* **OBJECTIVE**
In the material below, find all lines with the string "React" and copy them.

* **TASK INPUT**
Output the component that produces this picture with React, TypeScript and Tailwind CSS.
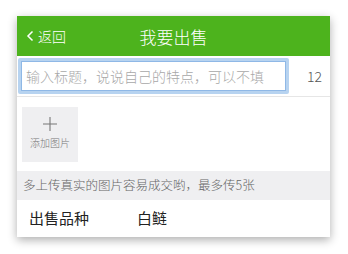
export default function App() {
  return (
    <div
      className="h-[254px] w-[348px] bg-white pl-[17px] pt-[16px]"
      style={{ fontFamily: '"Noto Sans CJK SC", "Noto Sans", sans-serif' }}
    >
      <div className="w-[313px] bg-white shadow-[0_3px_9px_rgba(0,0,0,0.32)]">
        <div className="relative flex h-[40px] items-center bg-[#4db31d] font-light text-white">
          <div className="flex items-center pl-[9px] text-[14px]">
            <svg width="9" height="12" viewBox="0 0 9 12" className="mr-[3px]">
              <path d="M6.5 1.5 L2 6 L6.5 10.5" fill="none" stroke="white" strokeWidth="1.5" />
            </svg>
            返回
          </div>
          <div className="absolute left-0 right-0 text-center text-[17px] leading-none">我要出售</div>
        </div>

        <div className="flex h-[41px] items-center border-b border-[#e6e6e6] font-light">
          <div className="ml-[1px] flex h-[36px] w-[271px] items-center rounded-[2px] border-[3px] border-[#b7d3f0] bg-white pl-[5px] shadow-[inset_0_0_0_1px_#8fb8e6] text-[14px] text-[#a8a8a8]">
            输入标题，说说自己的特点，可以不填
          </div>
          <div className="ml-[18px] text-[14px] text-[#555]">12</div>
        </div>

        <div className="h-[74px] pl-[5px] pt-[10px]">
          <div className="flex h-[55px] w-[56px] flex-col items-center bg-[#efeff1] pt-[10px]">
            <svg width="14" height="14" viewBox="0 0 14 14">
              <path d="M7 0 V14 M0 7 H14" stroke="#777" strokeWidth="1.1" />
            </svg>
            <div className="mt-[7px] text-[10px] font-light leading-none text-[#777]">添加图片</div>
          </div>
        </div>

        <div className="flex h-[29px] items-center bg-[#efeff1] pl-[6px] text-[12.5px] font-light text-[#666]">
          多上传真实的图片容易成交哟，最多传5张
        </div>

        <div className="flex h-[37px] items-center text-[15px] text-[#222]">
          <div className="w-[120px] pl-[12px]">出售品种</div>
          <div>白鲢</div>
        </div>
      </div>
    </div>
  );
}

* * *

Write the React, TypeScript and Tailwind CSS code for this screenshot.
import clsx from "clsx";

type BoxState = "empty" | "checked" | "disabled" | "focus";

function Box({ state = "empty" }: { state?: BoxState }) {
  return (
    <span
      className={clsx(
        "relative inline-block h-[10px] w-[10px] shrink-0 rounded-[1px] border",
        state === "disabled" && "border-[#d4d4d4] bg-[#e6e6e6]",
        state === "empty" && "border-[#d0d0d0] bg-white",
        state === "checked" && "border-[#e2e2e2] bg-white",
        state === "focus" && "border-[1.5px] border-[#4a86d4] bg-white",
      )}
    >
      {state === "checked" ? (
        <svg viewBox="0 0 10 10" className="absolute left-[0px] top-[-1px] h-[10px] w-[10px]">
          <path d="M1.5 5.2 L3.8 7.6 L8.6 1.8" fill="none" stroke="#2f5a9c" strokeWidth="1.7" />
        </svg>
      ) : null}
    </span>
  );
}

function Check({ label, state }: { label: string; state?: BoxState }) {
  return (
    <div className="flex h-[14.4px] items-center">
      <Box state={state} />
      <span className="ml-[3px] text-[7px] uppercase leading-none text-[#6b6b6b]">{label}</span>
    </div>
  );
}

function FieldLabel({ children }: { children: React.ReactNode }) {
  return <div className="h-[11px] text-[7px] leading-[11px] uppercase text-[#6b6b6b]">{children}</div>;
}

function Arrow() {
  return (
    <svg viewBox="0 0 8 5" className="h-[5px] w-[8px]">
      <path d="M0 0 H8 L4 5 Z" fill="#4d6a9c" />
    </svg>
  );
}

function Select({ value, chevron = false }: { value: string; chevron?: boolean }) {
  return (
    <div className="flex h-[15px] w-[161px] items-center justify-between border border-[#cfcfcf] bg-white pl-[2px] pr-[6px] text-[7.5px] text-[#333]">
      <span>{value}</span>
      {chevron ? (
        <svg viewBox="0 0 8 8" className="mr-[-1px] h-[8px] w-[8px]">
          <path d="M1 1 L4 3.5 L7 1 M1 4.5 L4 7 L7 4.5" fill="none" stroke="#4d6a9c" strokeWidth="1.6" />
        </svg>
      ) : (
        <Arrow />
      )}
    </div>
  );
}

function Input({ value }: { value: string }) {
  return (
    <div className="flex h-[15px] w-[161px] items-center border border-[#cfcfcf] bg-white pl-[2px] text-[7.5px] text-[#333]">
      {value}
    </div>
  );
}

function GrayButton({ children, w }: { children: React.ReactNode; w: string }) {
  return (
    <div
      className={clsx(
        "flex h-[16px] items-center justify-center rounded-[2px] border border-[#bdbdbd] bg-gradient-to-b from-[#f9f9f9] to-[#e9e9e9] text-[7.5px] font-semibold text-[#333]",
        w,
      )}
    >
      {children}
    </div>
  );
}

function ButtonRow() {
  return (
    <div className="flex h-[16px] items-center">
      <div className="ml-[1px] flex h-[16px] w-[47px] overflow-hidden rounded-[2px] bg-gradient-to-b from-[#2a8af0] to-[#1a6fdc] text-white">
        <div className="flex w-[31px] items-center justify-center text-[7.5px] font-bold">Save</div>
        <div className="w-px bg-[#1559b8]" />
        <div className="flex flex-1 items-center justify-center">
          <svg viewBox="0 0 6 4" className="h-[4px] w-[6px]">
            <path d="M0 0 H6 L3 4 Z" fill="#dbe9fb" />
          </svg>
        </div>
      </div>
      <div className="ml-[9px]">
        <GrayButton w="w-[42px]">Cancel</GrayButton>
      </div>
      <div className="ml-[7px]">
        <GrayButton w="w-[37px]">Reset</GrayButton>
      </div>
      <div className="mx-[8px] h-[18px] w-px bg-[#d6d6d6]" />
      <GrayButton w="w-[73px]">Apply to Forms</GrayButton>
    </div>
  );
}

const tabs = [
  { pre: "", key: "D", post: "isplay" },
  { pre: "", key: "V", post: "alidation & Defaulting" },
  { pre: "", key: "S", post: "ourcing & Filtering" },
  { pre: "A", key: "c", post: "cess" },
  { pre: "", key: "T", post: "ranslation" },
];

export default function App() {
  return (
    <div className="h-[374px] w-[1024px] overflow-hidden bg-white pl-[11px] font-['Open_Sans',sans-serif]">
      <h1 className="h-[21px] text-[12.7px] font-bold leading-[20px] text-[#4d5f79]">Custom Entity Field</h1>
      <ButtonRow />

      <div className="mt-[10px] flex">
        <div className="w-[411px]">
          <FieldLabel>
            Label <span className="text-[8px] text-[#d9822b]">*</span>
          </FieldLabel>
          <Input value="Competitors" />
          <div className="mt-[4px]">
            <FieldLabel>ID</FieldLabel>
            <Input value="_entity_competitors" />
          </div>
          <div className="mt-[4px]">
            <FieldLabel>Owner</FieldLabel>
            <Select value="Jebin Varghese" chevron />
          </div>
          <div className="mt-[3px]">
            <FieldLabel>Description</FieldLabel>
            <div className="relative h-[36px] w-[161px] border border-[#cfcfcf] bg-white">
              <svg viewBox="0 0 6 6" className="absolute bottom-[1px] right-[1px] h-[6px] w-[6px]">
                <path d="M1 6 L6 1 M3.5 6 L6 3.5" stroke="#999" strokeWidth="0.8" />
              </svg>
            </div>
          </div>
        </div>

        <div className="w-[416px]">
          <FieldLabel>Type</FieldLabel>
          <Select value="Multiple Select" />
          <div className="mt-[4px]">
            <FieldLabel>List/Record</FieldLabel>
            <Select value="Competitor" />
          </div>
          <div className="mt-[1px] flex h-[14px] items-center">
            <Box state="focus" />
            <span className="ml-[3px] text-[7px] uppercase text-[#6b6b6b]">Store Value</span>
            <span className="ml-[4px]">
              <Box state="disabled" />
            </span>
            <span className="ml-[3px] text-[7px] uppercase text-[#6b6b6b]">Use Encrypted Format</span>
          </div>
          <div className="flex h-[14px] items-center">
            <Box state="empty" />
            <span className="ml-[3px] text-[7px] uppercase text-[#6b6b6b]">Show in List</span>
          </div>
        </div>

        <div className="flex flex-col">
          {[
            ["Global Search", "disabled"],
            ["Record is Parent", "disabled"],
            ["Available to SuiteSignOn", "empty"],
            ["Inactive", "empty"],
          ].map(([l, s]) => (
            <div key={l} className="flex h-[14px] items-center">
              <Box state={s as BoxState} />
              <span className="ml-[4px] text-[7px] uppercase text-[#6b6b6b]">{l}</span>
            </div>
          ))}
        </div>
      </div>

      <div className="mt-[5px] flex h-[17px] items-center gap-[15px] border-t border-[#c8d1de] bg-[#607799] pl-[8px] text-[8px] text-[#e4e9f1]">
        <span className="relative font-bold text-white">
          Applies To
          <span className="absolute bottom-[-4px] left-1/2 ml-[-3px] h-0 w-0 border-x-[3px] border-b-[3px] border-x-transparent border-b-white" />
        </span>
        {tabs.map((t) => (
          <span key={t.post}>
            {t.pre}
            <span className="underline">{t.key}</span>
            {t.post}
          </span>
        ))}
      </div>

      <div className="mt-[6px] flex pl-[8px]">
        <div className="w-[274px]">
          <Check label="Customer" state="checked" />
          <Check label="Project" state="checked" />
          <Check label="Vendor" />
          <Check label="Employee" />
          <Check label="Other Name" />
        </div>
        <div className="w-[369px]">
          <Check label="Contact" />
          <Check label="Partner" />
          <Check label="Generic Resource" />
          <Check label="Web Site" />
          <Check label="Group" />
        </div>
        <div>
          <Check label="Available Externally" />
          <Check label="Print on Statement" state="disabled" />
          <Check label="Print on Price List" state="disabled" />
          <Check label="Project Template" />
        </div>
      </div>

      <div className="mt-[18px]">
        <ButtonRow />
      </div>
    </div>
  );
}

* **RESPONSE TO THE TASK**
Output the component that produces this picture with React, TypeScript and Tailwind CSS.
Write the React, TypeScript and Tailwind CSS code for this screenshot.
function FieldLabel({ children }: { children: React.ReactNode }) {
function GrayButton({ children, w }: { children: React.ReactNode; w: string }) {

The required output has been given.